╭─ DATASET EXCERPT
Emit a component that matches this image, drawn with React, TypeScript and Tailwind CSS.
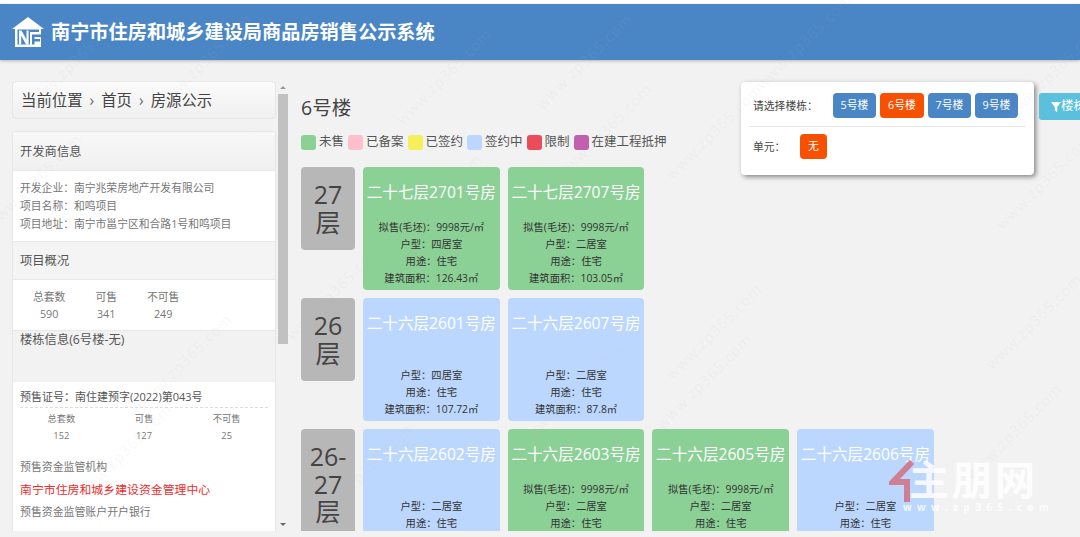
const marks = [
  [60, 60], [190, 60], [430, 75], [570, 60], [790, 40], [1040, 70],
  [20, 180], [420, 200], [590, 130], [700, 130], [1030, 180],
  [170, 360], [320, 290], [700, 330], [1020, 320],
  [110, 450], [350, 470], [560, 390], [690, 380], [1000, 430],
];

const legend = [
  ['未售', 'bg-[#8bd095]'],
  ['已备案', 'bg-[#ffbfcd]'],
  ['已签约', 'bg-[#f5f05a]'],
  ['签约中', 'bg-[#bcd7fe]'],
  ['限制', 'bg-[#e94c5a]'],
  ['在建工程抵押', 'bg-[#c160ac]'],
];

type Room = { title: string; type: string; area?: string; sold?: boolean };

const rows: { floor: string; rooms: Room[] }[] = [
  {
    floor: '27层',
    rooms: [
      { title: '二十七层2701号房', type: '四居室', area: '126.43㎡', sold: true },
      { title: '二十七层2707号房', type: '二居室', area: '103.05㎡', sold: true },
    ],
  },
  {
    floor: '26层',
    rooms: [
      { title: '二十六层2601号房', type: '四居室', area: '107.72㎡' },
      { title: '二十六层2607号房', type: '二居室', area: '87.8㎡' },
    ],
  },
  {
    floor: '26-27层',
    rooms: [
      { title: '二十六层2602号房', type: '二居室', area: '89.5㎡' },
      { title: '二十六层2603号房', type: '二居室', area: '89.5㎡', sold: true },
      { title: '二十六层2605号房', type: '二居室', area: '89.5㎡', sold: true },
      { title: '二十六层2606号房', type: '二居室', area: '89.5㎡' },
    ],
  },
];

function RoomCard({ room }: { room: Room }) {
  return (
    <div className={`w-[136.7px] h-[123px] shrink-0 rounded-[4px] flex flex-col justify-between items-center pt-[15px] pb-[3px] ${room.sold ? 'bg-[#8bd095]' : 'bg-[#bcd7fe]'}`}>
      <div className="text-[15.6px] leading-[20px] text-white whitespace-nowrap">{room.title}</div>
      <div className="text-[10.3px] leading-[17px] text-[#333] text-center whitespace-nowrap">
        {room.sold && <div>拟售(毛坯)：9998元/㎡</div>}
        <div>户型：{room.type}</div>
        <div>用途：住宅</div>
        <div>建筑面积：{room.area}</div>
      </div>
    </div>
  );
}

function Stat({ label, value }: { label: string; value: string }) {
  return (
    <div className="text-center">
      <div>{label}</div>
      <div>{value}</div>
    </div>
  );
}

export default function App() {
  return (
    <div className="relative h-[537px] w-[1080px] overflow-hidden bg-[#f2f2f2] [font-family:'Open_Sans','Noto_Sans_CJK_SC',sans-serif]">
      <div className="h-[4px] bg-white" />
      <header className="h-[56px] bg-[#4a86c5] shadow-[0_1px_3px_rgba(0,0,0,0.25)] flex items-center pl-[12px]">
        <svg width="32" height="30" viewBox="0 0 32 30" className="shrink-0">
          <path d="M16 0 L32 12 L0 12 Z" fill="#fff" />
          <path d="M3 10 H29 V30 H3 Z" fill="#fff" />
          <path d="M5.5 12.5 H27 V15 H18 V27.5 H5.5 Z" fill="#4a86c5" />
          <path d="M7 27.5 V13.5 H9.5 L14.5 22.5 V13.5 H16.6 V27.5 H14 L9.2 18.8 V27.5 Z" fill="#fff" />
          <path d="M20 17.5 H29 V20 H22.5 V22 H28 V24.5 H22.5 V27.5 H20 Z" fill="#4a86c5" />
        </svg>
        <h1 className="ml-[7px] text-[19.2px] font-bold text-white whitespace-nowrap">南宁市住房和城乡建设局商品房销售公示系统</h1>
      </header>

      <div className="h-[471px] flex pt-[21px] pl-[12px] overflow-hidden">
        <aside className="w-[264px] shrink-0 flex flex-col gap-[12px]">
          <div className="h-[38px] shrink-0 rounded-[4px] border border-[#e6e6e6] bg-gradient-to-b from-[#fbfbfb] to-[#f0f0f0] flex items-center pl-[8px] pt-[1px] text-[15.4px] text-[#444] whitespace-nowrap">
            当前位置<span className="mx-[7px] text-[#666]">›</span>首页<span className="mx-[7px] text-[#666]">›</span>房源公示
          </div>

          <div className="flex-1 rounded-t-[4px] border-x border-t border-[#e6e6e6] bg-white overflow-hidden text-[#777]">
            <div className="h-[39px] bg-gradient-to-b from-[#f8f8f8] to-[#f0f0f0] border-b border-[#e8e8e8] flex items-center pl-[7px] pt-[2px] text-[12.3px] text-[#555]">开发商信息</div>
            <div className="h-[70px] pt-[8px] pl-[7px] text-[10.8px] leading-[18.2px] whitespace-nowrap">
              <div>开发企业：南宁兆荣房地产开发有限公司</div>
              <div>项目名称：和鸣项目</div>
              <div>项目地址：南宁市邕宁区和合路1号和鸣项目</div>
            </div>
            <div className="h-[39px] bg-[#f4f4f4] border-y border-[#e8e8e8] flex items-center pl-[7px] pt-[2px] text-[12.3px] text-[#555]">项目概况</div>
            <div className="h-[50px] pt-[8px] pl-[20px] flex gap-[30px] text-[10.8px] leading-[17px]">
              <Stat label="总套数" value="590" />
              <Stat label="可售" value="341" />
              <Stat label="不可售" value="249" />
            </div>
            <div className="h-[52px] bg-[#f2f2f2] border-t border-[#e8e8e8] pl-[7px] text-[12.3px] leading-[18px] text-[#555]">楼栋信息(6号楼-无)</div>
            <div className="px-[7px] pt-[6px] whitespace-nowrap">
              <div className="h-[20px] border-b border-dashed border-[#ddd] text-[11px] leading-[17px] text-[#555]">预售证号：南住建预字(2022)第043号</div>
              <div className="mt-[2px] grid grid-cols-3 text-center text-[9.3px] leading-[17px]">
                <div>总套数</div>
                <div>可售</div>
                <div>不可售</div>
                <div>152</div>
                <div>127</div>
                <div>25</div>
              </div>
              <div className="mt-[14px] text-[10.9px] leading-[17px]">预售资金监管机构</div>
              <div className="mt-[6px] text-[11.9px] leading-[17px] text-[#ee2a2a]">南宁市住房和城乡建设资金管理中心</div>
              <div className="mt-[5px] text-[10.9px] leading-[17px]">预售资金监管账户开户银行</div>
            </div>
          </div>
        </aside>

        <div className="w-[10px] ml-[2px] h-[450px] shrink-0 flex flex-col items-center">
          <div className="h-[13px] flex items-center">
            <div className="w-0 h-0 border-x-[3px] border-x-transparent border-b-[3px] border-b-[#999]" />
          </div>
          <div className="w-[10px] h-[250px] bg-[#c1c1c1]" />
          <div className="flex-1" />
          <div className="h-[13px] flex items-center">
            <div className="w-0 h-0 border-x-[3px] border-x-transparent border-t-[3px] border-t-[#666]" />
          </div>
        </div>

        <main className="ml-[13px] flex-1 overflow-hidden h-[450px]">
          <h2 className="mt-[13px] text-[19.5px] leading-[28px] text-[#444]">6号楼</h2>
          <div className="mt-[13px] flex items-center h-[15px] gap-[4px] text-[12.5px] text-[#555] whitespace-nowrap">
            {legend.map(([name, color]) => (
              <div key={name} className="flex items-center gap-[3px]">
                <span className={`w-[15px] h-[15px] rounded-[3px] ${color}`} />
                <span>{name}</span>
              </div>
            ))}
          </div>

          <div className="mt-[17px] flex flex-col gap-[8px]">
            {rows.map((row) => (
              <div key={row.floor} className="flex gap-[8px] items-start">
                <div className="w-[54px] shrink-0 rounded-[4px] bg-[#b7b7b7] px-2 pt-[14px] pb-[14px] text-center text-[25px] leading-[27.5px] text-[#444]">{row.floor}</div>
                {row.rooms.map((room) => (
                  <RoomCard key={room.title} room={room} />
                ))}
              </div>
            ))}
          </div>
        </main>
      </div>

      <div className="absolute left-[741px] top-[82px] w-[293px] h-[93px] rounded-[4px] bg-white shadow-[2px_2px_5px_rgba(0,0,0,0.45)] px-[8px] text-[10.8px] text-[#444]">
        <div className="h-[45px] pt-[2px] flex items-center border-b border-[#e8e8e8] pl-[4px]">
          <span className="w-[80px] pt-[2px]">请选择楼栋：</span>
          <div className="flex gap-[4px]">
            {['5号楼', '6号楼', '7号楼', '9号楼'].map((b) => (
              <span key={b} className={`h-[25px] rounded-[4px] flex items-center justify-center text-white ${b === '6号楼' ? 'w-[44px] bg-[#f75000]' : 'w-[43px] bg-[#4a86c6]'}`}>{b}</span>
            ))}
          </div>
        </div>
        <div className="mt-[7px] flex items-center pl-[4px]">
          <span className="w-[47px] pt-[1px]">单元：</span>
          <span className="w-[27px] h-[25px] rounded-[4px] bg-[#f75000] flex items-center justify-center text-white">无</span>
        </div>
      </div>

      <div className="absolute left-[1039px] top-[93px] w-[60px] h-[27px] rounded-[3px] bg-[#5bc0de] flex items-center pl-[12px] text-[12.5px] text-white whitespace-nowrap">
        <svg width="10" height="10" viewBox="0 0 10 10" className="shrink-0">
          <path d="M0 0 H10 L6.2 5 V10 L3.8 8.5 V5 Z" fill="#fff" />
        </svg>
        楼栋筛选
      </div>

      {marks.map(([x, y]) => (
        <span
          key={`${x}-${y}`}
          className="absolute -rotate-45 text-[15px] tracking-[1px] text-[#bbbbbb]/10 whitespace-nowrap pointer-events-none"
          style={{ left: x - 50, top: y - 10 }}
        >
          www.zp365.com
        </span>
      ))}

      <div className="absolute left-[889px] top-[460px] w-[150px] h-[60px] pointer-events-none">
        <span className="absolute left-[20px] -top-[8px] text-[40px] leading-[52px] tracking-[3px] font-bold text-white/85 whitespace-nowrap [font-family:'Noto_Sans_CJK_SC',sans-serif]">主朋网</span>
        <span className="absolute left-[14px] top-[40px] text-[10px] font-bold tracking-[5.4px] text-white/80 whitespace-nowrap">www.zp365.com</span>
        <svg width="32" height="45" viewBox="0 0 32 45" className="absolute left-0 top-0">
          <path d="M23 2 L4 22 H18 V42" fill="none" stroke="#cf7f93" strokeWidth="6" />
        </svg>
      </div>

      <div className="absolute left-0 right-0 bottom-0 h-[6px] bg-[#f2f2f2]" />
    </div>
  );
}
╰─
• [EXERCISE] Reproduce the material above from its first line through the line containing "string; type: string;", both ends included, and skip every picture.

• [RESULT FOR THIS EXERCISE]
Emit a component that matches this image, drawn with React, TypeScript and Tailwind CSS.
const marks = [
  [60, 60], [190, 60], [430, 75], [570, 60], [790, 40], [1040, 70],
  [20, 180], [420, 200], [590, 130], [700, 130], [1030, 180],
  [170, 360], [320, 290], [700, 330], [1020, 320],
  [110, 450], [350, 470], [560, 390], [690, 380], [1000, 430],
];

const legend = [
  ['未售', 'bg-[#8bd095]'],
  ['已备案', 'bg-[#ffbfcd]'],
  ['已签约', 'bg-[#f5f05a]'],
  ['签约中', 'bg-[#bcd7fe]'],
  ['限制', 'bg-[#e94c5a]'],
  ['在建工程抵押', 'bg-[#c160ac]'],
];

type Room = { title: string; type: string; area?: string; sold?: boolean };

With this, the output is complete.